- [To do]
Word for word, transcribe the lines below and drop the pictures.

__________

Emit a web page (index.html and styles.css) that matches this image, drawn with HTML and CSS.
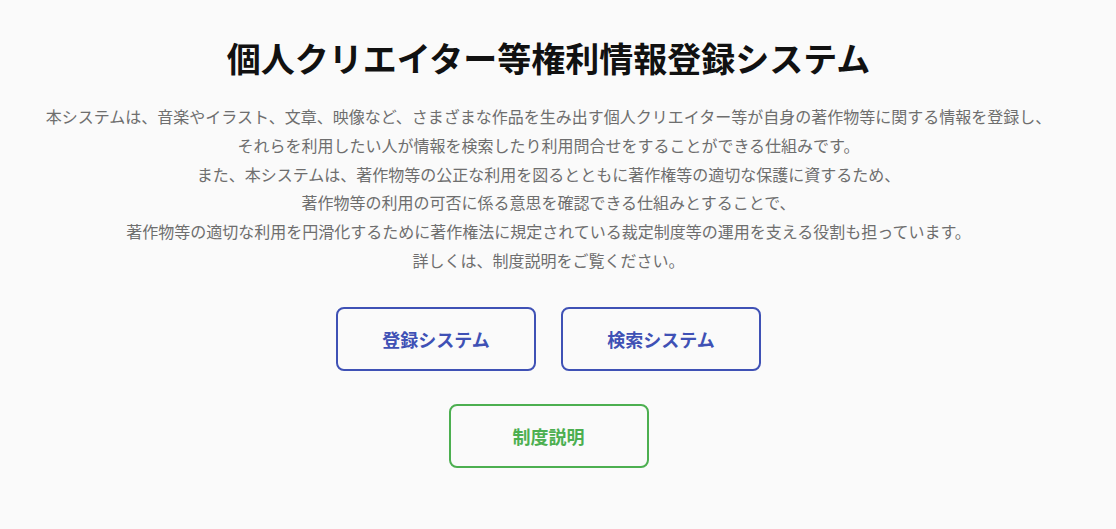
FILE: index.html
```html
<!DOCTYPE html>
<html lang="ja">
<head>
<meta charset="utf-8">
<link rel="stylesheet" href="styles.css">
</head>
<body>
<main class="page">
  <h1 class="title">個人クリエイター等権利情報登録システム</h1>
  <p class="intro">本システムは、音楽やイラスト、文章、映像など、さまざまな作品を生み出す個人クリエイター等が自身の著作物等に関する情報を登録し、<br>それらを利用したい人が情報を検索したり利用問合せをすることができる仕組みです。<br>また、本システムは、著作物等の公正な利用を図るとともに著作権等の適切な保護に資するため、<br>著作物等の利用の可否に係る意思を確認できる仕組みとすることで、<br>著作物等の適切な利用を円滑化するために著作権法に規定されている裁定制度等の運用を支える役割も担っています。<br>詳しくは、制度説明をご覧ください。</p>
  <div class="buttons">
    <div class="row">
      <a class="btn btn-blue" href="#">登録システム</a>
      <a class="btn btn-blue" href="#">検索システム</a>
    </div>
    <div class="row">
      <a class="btn btn-green" href="#">制度説明</a>
    </div>
  </div>
</main>
</body>
</html>
```
FILE: styles.css
```css
html, body {
  margin: 0;
  padding: 0;
  background: #fafafa;
}
body {
  font-family: "Noto Sans CJK JP", "Noto Sans", sans-serif;
}
.page {
  width: 1097px;
  display: flex;
  flex-direction: column;
  align-items: center;
  padding-top: 32px;
}
.title {
  margin: 0;
  font-size: 34px;
  line-height: 52px;
  font-weight: 700;
  color: #111;
}
.intro {
  margin: 18px 0 0;
  font-size: 16px;
  line-height: 28.8px;
  color: #6e6e6e;
  text-align: center;
}
.buttons {
  margin-top: 32px;
  display: flex;
  flex-direction: column;
  align-items: center;
  gap: 33px;
}
.row {
  display: flex;
  gap: 25px;
}
.btn {
  box-sizing: border-box;
  width: 200px;
  height: 64px;
  border: 2px solid;
  border-radius: 8px;
  display: flex;
  align-items: center;
  justify-content: center;
  text-decoration: none;
  font-size: 18px;
  font-weight: 700;
}
.btn-blue {
  border-color: #3f51b5;
  color: #3f51b5;
}
.btn-green {
  border-color: #4caf50;
  color: #4caf50;
}
```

__________

- [Answer for the task]
Emit a web page (index.html and styles.css) that matches this image, drawn with HTML and CSS.
FILE: index.html
```html
<!DOCTYPE html>
<html lang="ja">
<head>
<meta charset="utf-8">
<link rel="stylesheet" href="styles.css">
</head>
<body>
<main class="page">
  <h1 class="title">個人クリエイター等権利情報登録システム</h1>
  <p class="intro">本システムは、音楽やイラスト、文章、映像など、さまざまな作品を生み出す個人クリエイター等が自身の著作物等に関する情報を登録し、<br>それらを利用したい人が情報を検索したり利用問合せをすることができる仕組みです。<br>また、本システムは、著作物等の公正な利用を図るとともに著作権等の適切な保護に資するため、<br>著作物等の利用の可否に係る意思を確認できる仕組みとすることで、<br>著作物等の適切な利用を円滑化するために著作権法に規定されている裁定制度等の運用を支える役割も担っています。<br>詳しくは、制度説明をご覧ください。</p>
  <div class="buttons">
    <div class="row">
      <a class="btn btn-blue" href="#">登録システム</a>
      <a class="btn btn-blue" href="#">検索システム</a>
    </div>
    <div class="row">
      <a class="btn btn-green" href="#">制度説明</a>
    </div>
  </div>
</main>
</body>
</html>
```
FILE: styles.css
```css
html, body {
  margin: 0;
  padding: 0;
  background: #fafafa;
}
body {
  font-family: "Noto Sans CJK JP", "Noto Sans", sans-serif;
}
.page {
  width: 1097px;
  display: flex;
  flex-direction: column;
  align-items: center;
  padding-top: 32px;
}
.title {
  margin: 0;
  font-size: 34px;
  line-height: 52px;
  font-weight: 700;
  color: #111;
}
.intro {
  margin: 18px 0 0;
  font-size: 16px;
  line-height: 28.8px;
  color: #6e6e6e;
  text-align: center;
}
.buttons {
  margin-top: 32px;
  display: flex;
  flex-direction: column;
  align-items: center;
  gap: 33px;
}
.row {
  display: flex;
  gap: 25px;
}
.btn {
  box-sizing: border-box;
  width: 200px;
  height: 64px;
  border: 2px solid;
  border-radius: 8px;
  display: flex;
  align-items: center;
  justify-content: center;
  text-decoration: none;
  font-size: 18px;
  font-weight: 700;
}
.btn-blue {
  border-color: #3f51b5;
  color: #3f51b5;
}
.btn-green {
  border-color: #4caf50;
  color: #4caf50;
}
```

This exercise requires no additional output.